The superhuman feat: Finding a Hall of Fame peak at age 34
Maybe the most remarkable bit of Goldschmidt’s pursuit is when he’s doing it. Raking in his age-34 season, he would be the oldest hitter to win the Triple Crown.
Even if he falls short of that particular bit of royalty, his season is flying into historic company. Using OPS+, which measures offensive era- and park-adjusted performance against league average, Goldschmidt is having the best season by a hitter over 34 since Barry Bonds. His 195 OPS+, meaning he’s 95% better than the average major-league hitter, would be the eighth-best among those over-34 sluggers since integration — behind four Bonds seasons, two Ted Williams seasons and Mark McGwire’s 70-homer outburst in 1998.
Always durable, Goldschmidt has only been on the IL once in his career. He’s on pace to play 155 games this year — he missed two games because he was unvaccinated when the Cardinals visited Toronto in July. When his first year in St.
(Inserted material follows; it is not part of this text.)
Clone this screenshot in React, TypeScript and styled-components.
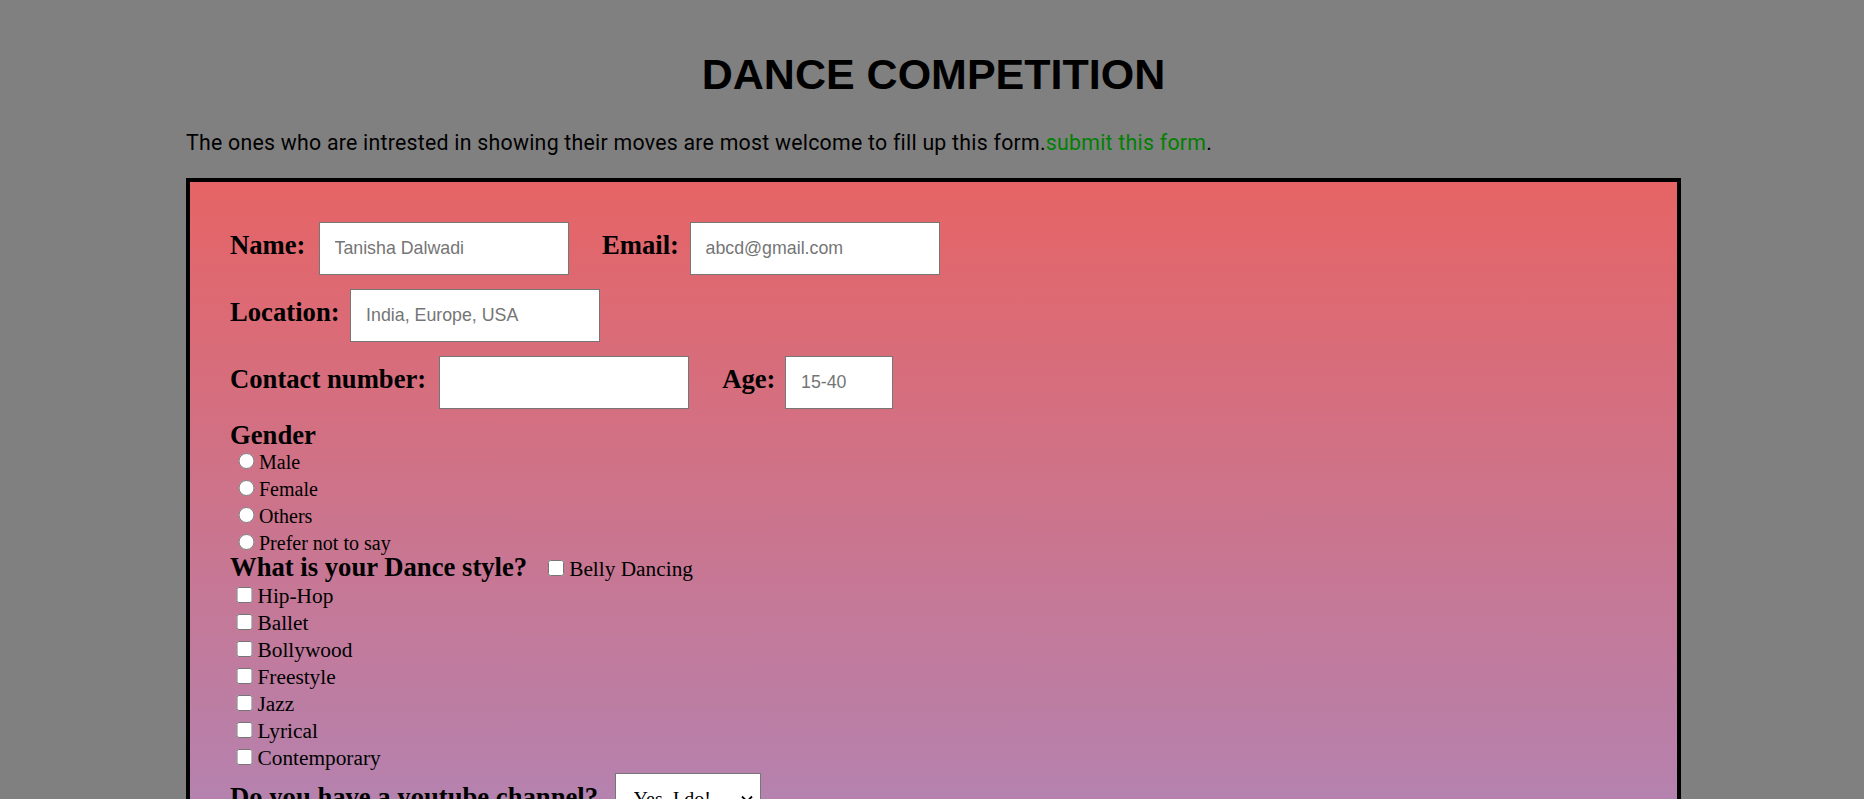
import React from "react";
import styled, { createGlobalStyle } from "styled-components";

const Global = createGlobalStyle`
  html { overflow: hidden; }
  body { margin: 0; background: #808080; }
`;

const Page = styled.div`
  padding: 0 183px 0 186px;
`;

const Title = styled.h1`
  margin: 0;
  padding-top: 53px;
  font-family: "Liberation Sans", Arial, sans-serif;
  font-weight: 700;
  font-size: 43px;
  line-height: 43px;
  text-align: center;
  color: #000;
`;

const Intro = styled.p`
  margin: 35px 0 0;
  font-family: Roboto, "Noto Sans", sans-serif;
  font-size: 21.3px;
  letter-spacing: 0.25px;
  line-height: 24px;
  color: #000;
`;

const FormLink = styled.a`
  color: #008000;
  text-decoration: none;
`;

const FormBox = styled.form`
  margin-top: 23px;
  box-sizing: border-box;
  height: 1080px;
  border: 4px solid #000;
  background: linear-gradient(#e66465, #9198e5);
  padding: 40px;
  display: flex;
  flex-direction: column;
  align-items: flex-start;
`;

const FieldRow = styled.div<{ $mb: number }>`
  display: flex;
  align-items: baseline;
  margin-bottom: ${(p) => p.$mb}px;
`;

const Label = styled.label<{ $gap: number }>`
  font-family: "Liberation Serif", "Times New Roman", serif;
  font-weight: 700;
  font-size: 26.67px;
  color: #000;
  margin-right: ${(p) => p.$gap}px;
  white-space: nowrap;
`;

const TextInput = styled.input<{ $w: number }>`
  box-sizing: border-box;
  width: ${(p) => p.$w}px;
  height: 53px;
  margin: 0 33.5px 0 0;
  border: 1px solid #767676;
  border-radius: 0;
  background: #fff;
  padding: 0 15px;
  font-family: "Liberation Sans", Arial, sans-serif;
  font-size: 17.8px;
  color: #000;
  outline: none;
  &::placeholder {
    color: #757575;
  }
`;

const GroupTitle = styled.div`
  margin-top: 12.5px;
  height: 27px;
  font-family: "Liberation Serif", "Times New Roman", serif;
  font-weight: 700;
  font-size: 26.67px;
  line-height: 27px;
  color: #000;
`;

const OptionRow = styled.label`
  display: flex;
  align-items: flex-start;
  height: 27px;
`;

const QuestionRow = styled.div`
  display: flex;
  align-items: flex-start;
  height: 27px;
`;

const QuestionLabel = styled.span`
  font-family: "Liberation Serif", "Times New Roman", serif;
  font-weight: 700;
  font-size: 26.67px;
  line-height: 20px;
  color: #000;
  white-space: nowrap;
`;

const Radio = styled.input.attrs({ type: "radio" })`
  width: 16.5px;
  height: 16.5px;
  margin: 4px 4.5px 0 8px;
`;

const Check = styled.input.attrs({ type: "checkbox" })<{ $ml: number; $mt: number }>`
  width: 16.5px;
  height: 16.5px;
  margin: ${(p) => p.$mt}px 5px 0 ${(p) => p.$ml}px;
`;

const OptionText = styled.span<{ $size: number; $lh: number }>`
  font-family: "Liberation Serif", "Times New Roman", serif;
  font-size: ${(p) => p.$size}px;
  line-height: ${(p) => p.$lh}px;
  color: #000;
  white-space: nowrap;
`;

const SelectWrap = styled.div`
  position: relative;
  display: inline-flex;
`;

const Select = styled.select`
  appearance: none;
  box-sizing: border-box;
  width: 146px;
  height: 53px;
  margin: 0;
  border: 1px solid #767676;
  border-radius: 0;
  background: #fff;
  padding: 0 30px 0 18px;
  font-family: "Liberation Serif", "Times New Roman", serif;
  font-size: 20px;
  color: #000;
  outline: none;
`;

const Chevron = styled.svg`
  position: absolute;
  right: 8px;
  top: 22px;
  width: 12px;
  height: 8px;
  pointer-events: none;
`;

const genders = ["Male", "Female", "Others", "Prefer not to say"];
const styles = ["Hip-Hop", "Ballet", "Bollywood", "Freestyle", "Jazz", "Lyrical", "Contemporary"];

export default function App() {
  return (
    <Page>
      <Global />
      <Title>DANCE COMPETITION</Title>
      <Intro>
        The ones who are intrested in showing their moves are most welcome to fill up this form.
        <FormLink href="#">submit this form</FormLink>.
      </Intro>
      <FormBox onSubmit={(e) => e.preventDefault()}>
        <FieldRow $mb={14}>
          <Label $gap={13} htmlFor="name">Name:</Label>
          <TextInput id="name" $w={250} placeholder="Tanisha Dalwadi" />
          <Label $gap={10.5} htmlFor="email">Email:</Label>
          <TextInput id="email" $w={250} placeholder="abcd@gmail.com" />
        </FieldRow>
        <FieldRow $mb={14}>
          <Label $gap={10.5} htmlFor="loc">Location:</Label>
          <TextInput id="loc" $w={250} placeholder="India, Europe, USA" />
        </FieldRow>
        <FieldRow $mb={0}>
          <Label $gap={12.5} htmlFor="contact">Contact number:</Label>
          <TextInput id="contact" $w={250} />
          <Label $gap={9.5} htmlFor="age">Age:</Label>
          <TextInput id="age" $w={108} placeholder="15-40" />
        </FieldRow>
        <GroupTitle>Gender</GroupTitle>
        {genders.map((g) => (
          <OptionRow key={g}>
            <Radio name="gender" value={g} />
            <OptionText $size={20} $lh={27}>{g}</OptionText>
          </OptionRow>
        ))}
        <QuestionRow>
          <QuestionLabel>What is your Dance style?</QuestionLabel>
          <Check $ml={20.5} $mt={3} />
          <OptionText $size={21.33} $lh={24}>Belly Dancing</OptionText>
        </QuestionRow>
        {styles.map((s) => (
          <OptionRow key={s}>
            <Check $ml={6} $mt={3} />
            <OptionText $size={21.33} $lh={25}>{s}</OptionText>
          </OptionRow>
        ))}
        <FieldRow $mb={0}>
          <Label $gap={16.5} htmlFor="yt">Do you have a youtube channel?</Label>
          <SelectWrap>
            <Select id="yt" defaultValue="yes">
              <option value="yes">Yes, I do!</option>
              <option value="no">No</option>
            </Select>
            <Chevron viewBox="0 0 12 8">
              <path d="M1 1.5 L6 6.5 L11 1.5" fill="none" stroke="#000" strokeWidth="1.8" />
            </Chevron>
          </SelectWrap>
        </FieldRow>
      </FormBox>
    </Page>
  );
}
Louis after the blockbuster trade from Arizona turned out to be his weakest offensive season, it seemed he might slip into a decline, but that has not come to pass.
Instead, he is ramping up a mid-30s run of stardom that could put him squarely in consideration for the Hall of Fame alongside slightly older contemporaries like Cabrera and Joey Votto, by the estimation of the trusty JAWS system.
If Goldschmidt is one day enshrined, 2022 figures to be the moment he ascended into the class of the greats. An MVP award, almost a sure thing at this point, is plenty to afford him that. But a Triple Crown that beats back at convention, expectation and the broader forces of the game? Well, that would be quite the story to chisel in bronze.